From 9d02daf754238adac48fa075ee79e7edd3d79ed3 Mon Sep 17 00:00:00 2001
From: David Woodhouse <dwmw2@infradead.org>
Date: Sun, 8 Apr 2012 09:55:43 +0000
Subject: [PATCH] pppoatm: Fix excessive queue bloat
We discovered that PPPoATM has an excessively deep transmit queue. A
queue the size of the default socket send buffer (wmem_default) is
maintained between the PPP generic core and the ATM device.
Fix it to queue a maximum of *two* packets. The one the ATM device is
currently working on, and one more for the ATM driver to process
immediately in its TX done interrupt handler. The PPP core is designed
to feed packets to the channel with minimal latency, so that really
ought to be enough to keep the ATM device busy.
While we're at it, fix the fact that we were triggering the wakeup
tasklet on *every* pppoatm_pop() call. The comment saying "this is
inefficient, but doing it right is too hard" turns out to be overly
pessimistic... I think :)
On machines like the Traverse Geos, with a slow Geode CPU and two
high-speed ADSL2+ interfaces, there were reports of extremely high CPU
usage which could partly be attributed to the extra wakeups.
(The wakeup handling could actually be made a whole lot easier if we
stop checking sk->sk_sndbuf altogether. Given that we now only queue
*two* packets ever, one wonders what the point is. As it is, you could
already deadlock the thing by setting the sk_sndbuf to a value lower
than the MTU of the device, and it'd just block for ever.)
Signed-off-by: David Woodhouse <David.Woodhouse@intel.com>
Signed-off-by: David S. Miller <davem@davemloft.net>
---
net/atm/pppoatm.c | 95 +++++++++++++++++++++++++++++++++++++++++++++++-----
1 files changed, 85 insertions(+), 10 deletions(-)
--- a/net/atm/pppoatm.c
+++ b/net/atm/pppoatm.c
@@ -62,12 +62,25 @@ struct pppoatm_vcc {
void (*old_pop)(struct atm_vcc *, struct sk_buff *);
/* keep old push/pop for detaching */
enum pppoatm_encaps encaps;
+ atomic_t inflight;
+ unsigned long blocked;
int flags; /* SC_COMP_PROT - compress protocol */
struct ppp_channel chan; /* interface to generic ppp layer */
struct tasklet_struct wakeup_tasklet;
};
/*
+ * We want to allow two packets in the queue. The one that's currently in
+ * flight, and *one* queued up ready for the ATM device to send immediately
+ * from its TX done IRQ. We want to be able to use atomic_inc_not_zero(), so
+ * inflight == -2 represents an empty queue, -1 one packet, and zero means
+ * there are two packets in the queue.
+ */
+#define NONE_INFLIGHT -2
+
+#define BLOCKED 0
+
+/*
* Header used for LLC Encapsulated PPP (4 bytes) followed by the LCP protocol
* ID (0xC021) used in autodetection
*/
@@ -102,16 +115,30 @@ static void pppoatm_wakeup_sender(unsign
static void pppoatm_pop(struct atm_vcc *atmvcc, struct sk_buff *skb)
{
struct pppoatm_vcc *pvcc = atmvcc_to_pvcc(atmvcc);
+
pvcc->old_pop(atmvcc, skb);
+ atomic_dec(&pvcc->inflight);
+
/*
- * We don't really always want to do this since it's
- * really inefficient - it would be much better if we could
- * test if we had actually throttled the generic layer.

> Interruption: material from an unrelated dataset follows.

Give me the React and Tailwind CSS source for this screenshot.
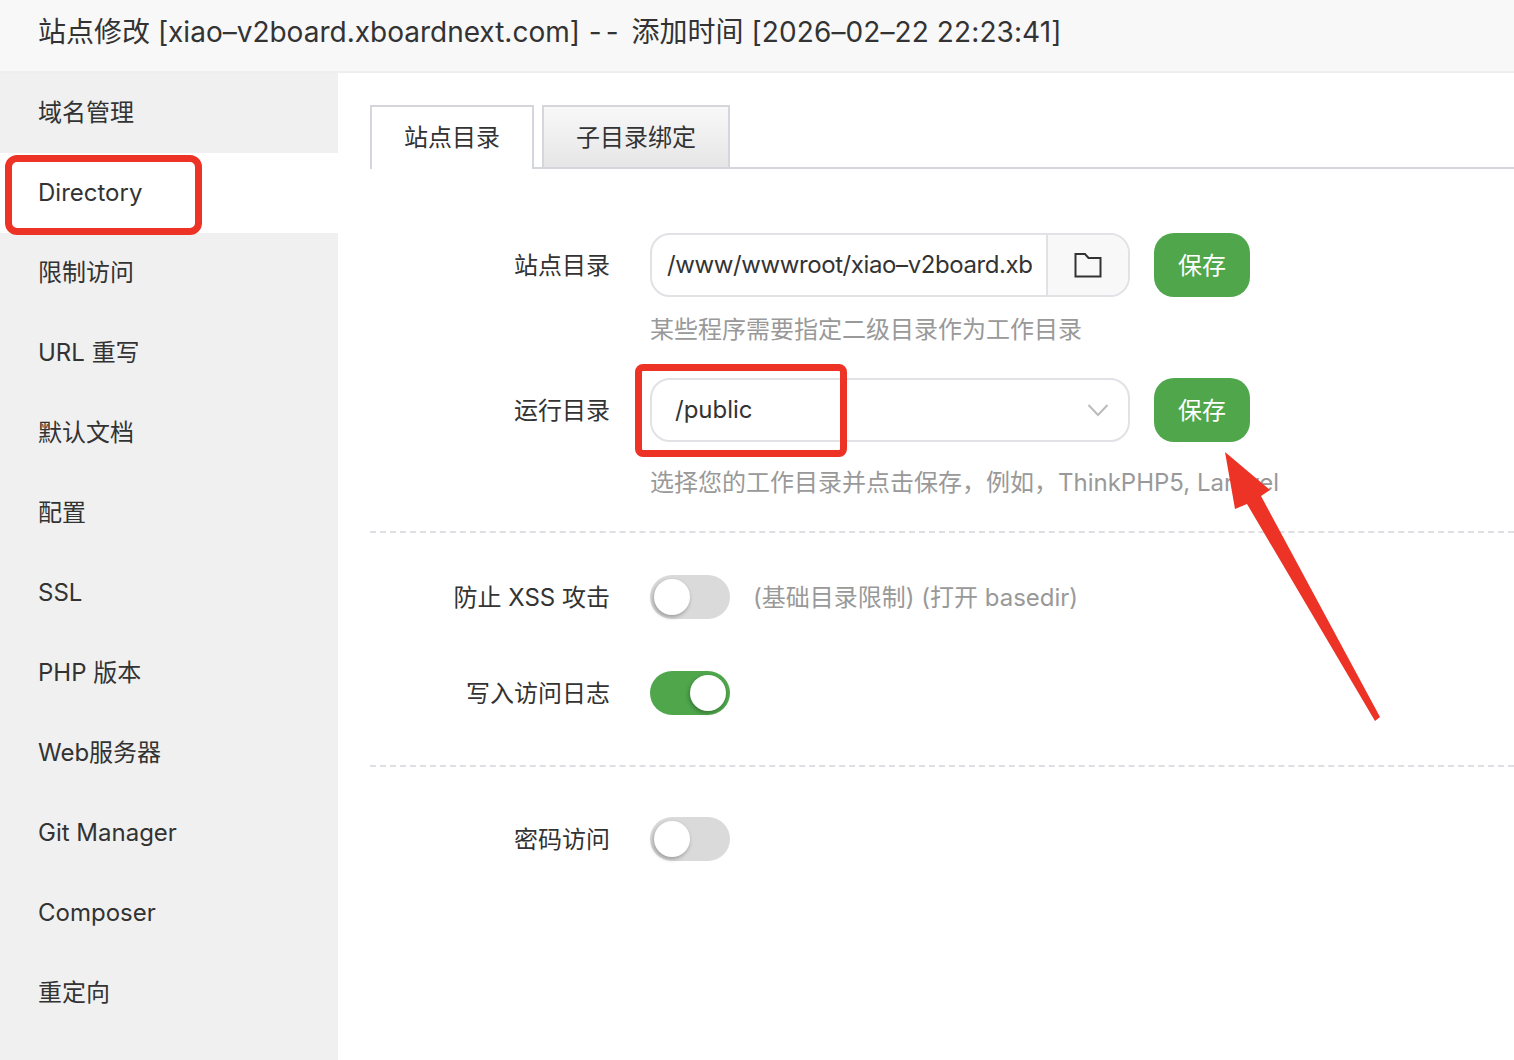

- * Unfortunately then there would be a nasty SMP race where
- * we could clear that flag just as we refuse another packet.
- * For now we do the safe thing.
+ * We always used to run the wakeup tasklet unconditionally here, for
+ * fear of race conditions where we clear the BLOCKED flag just as we
+ * refuse another packet in pppoatm_send(). This was quite inefficient.
+ *
+ * In fact it's OK. The PPP core will only ever call pppoatm_send()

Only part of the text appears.